On July 3, 2005, at 10:52 PM (PT) NASA's Deep Impact spacecraft will slam an impactor into Comet Tempel 1. The Planetary Society invites people worldwide to guess how big a crater the resultant hole will be.
If you propel a chunk of metal into a comet at extremely high speed, will it sink like a stone in snow or blast a sizeable crater out of the surface? Are comets as solid as rocks or as fluffy as snowballs? Scientists will, hopefully, soon have the answer. When Comet Tempel 1 is hit, the Deep Impact flyby spacecraft will watch the birth of a new crater with its cameras and other instruments. By studying the size and shape of the hole, and the composition and motion of the comet debris that flies away from the impact, scientists hope to learn how comets are put together.
"Over 5,000 people from 84 countries have already entered our contest to guess the diameter of the crater," said Emily Lakdawalla, The Planetary Society's Science and Technology Coordinator, "and we will be accepting entries right up until impact."
The Planetary Society will also celebrate Deep Impact's arrival at Comet Tempel 1 with a public event called "Comet Bash" in Glendora, California. Comet Bash attendees will witness live images on a giant screen and watch updates from mission control; learn about comets, the threat of Near Earth Objects, and the Deep Impact mission; and enjoy a program that includes Bill Nye the Science Guy and Apollo astronaut Rusty Schweickart.
Scientists themselves can only guess how big of a crater Deep Impact will make on Tempel 1 because they are not certain what the composition or structure of the comet is. They do know that Comet Tempel 1 is irregularly shaped and its size is estimated to be 14.4 by 4.4 by 4.4 kilometers (8.9 by 2.7 by 2.7 miles) across. The density of the comet is estimated to be less than that of water, meaning it is probably quite porous.
Comet Tempel 1 will collide with the copper impactor, which weighs 370 kilograms (816 pounds), with a velocity of 10.2 kilometers per second (22,800 miles per hour). Based on experiments and theoretical models incorporating the best guesses for Tempel 1's properties, scientists predict that the impact crater will be on the order of 100 meters across. In other words, the actual size of the crater is likely to be closer to 100 meters than it is to be 10 meters or 1000 meters, but that still leaves a lot of wiggle room for guessing its size.
That's where the contest comes into play. Anyone may enter the Great Comet Crater Contest by logging on to The Planetary Society's website. Deep Impact mission facts and figures will help entrants come up with their best educated guess for the diameter of the crater that Deep Impact will create on the surface of Comet Tempel 1. Only ONE contest entry per person is allowed.

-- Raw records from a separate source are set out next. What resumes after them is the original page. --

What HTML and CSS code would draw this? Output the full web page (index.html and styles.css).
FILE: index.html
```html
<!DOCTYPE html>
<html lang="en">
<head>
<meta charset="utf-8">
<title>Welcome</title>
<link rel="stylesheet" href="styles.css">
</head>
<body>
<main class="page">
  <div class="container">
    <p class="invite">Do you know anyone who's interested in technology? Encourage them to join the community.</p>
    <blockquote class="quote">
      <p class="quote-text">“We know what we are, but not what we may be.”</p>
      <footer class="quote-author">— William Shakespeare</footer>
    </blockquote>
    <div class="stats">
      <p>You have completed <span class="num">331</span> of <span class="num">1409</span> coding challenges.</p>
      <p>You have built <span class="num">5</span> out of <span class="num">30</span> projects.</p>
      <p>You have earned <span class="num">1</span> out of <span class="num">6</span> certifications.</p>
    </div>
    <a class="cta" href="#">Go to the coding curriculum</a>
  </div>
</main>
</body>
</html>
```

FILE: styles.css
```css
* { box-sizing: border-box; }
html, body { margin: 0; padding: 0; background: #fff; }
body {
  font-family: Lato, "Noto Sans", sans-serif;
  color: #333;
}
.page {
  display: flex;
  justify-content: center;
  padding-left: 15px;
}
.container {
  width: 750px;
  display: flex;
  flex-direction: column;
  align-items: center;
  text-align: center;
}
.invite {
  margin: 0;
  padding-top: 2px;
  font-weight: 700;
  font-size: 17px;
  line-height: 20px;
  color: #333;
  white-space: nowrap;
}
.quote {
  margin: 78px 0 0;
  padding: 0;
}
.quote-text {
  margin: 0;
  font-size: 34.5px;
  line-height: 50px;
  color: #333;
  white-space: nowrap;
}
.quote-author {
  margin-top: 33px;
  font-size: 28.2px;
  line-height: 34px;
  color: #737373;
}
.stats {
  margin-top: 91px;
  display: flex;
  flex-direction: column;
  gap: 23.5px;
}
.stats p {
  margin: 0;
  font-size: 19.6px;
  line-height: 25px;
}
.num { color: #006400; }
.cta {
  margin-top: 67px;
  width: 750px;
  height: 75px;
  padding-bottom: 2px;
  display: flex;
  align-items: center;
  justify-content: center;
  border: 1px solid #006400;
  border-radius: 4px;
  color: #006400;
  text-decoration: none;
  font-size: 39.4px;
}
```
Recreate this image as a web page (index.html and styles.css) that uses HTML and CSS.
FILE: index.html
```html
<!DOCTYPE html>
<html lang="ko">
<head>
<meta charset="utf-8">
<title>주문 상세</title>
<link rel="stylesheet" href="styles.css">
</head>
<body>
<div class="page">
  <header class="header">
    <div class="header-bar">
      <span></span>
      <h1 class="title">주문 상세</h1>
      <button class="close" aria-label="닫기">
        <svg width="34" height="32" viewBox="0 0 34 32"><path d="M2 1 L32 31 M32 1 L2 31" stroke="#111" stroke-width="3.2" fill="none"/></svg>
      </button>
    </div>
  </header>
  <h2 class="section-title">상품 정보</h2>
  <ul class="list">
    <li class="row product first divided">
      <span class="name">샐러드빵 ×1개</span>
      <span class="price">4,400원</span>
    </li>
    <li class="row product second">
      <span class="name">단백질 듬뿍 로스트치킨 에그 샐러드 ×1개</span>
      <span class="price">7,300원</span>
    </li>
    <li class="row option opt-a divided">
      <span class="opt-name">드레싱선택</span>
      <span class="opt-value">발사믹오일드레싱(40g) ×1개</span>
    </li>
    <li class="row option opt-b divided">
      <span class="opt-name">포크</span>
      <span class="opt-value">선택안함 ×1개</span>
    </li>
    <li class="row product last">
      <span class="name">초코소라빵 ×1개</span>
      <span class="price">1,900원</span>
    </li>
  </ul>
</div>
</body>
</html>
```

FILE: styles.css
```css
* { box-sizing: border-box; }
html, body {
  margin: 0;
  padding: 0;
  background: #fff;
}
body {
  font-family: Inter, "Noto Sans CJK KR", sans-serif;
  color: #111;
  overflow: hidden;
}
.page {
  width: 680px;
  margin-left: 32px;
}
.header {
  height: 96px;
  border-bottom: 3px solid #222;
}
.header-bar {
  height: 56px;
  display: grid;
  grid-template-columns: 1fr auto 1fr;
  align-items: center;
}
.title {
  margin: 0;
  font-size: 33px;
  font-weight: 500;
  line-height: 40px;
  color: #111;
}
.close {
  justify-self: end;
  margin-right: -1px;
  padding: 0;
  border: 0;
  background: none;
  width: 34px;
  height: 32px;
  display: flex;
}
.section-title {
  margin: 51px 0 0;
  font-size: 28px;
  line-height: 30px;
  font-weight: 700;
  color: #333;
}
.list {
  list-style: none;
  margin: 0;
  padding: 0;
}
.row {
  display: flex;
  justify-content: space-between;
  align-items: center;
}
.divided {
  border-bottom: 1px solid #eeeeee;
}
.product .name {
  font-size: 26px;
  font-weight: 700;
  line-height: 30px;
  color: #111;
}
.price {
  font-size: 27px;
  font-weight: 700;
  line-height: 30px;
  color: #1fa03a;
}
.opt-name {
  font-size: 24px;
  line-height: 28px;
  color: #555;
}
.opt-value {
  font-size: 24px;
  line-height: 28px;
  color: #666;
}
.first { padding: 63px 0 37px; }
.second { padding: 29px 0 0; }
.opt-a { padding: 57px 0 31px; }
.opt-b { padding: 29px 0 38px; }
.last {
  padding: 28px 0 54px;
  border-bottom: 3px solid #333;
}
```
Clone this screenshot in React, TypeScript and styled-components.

Guesses must be made in meters, but the website does include a conversion chart for Americans who are more comfortable thinking in feet and inches. Contest participants may enter online at the website; entries will be accepted until the moment of impact. Three grand prizes will be awarded for the best guess of the crater's diameter. All entrants who guess within 10 meters of the correct crater diameter will be entered into drawings for the grand prize. Runner-Up prizes will be awarded to up to 150 additional correct entrants.
Each grand prize will be a custom-made plaque from Ball Aerospace, who built the Deep Impact Spacecraft. The plaque will be made of the same kind of copper material that makes up the heavy mass of the impactor, laser-engraved with the mission logo. The grand prize winners will also each receive a complimentary Planetary Society membership. The runner-up prizes will consist of a certificate and a Deep Impact Spacecraft paper model provided by Ball Aerospace.
"For years the Deep Impact science team has been debating about the size of the crater that will form because that will teach us so much about the interior of the comet," said Lucy McFadden, Deep Impact co-investigator, University of Maryland. "We are pleased that The Planetary Society is offering this contest so that the public can anticipate the experiment's outcome with us."
The Deep Impact mission is led by Principal Investigator Michael A'Hearn at the University of Maryland. Ball Aerospace & Technologies Corp., in association with the University of Maryland and the Jet Propulsion Laboratory (JPL), developed and built the Deep Impact Flyby spacecraft, impactor spacecraft, and science instruments, including three telescopes, two cameras and a spectrometer for analyzing the interior of the comet. Deep Impact is the eighth mission in NASA's Discovery Program, and the first mission to ever attempt impact with a comet nucleus in an effort to probe beneath its surface.
About The Planetary Society
The Planetary Society has inspired millions of people to explore other worlds and seek other life. With the mission to empower the world's citizens to advance space science and exploration, its international membership makes the non-governmental Planetary Society the largest space interest group in the world. Carl Sagan, Bruce Murray and Louis Friedman founded The Planetary Society in 1980. Bill Nye, a longtime member of The Planetary Society's Board, serves as CEO.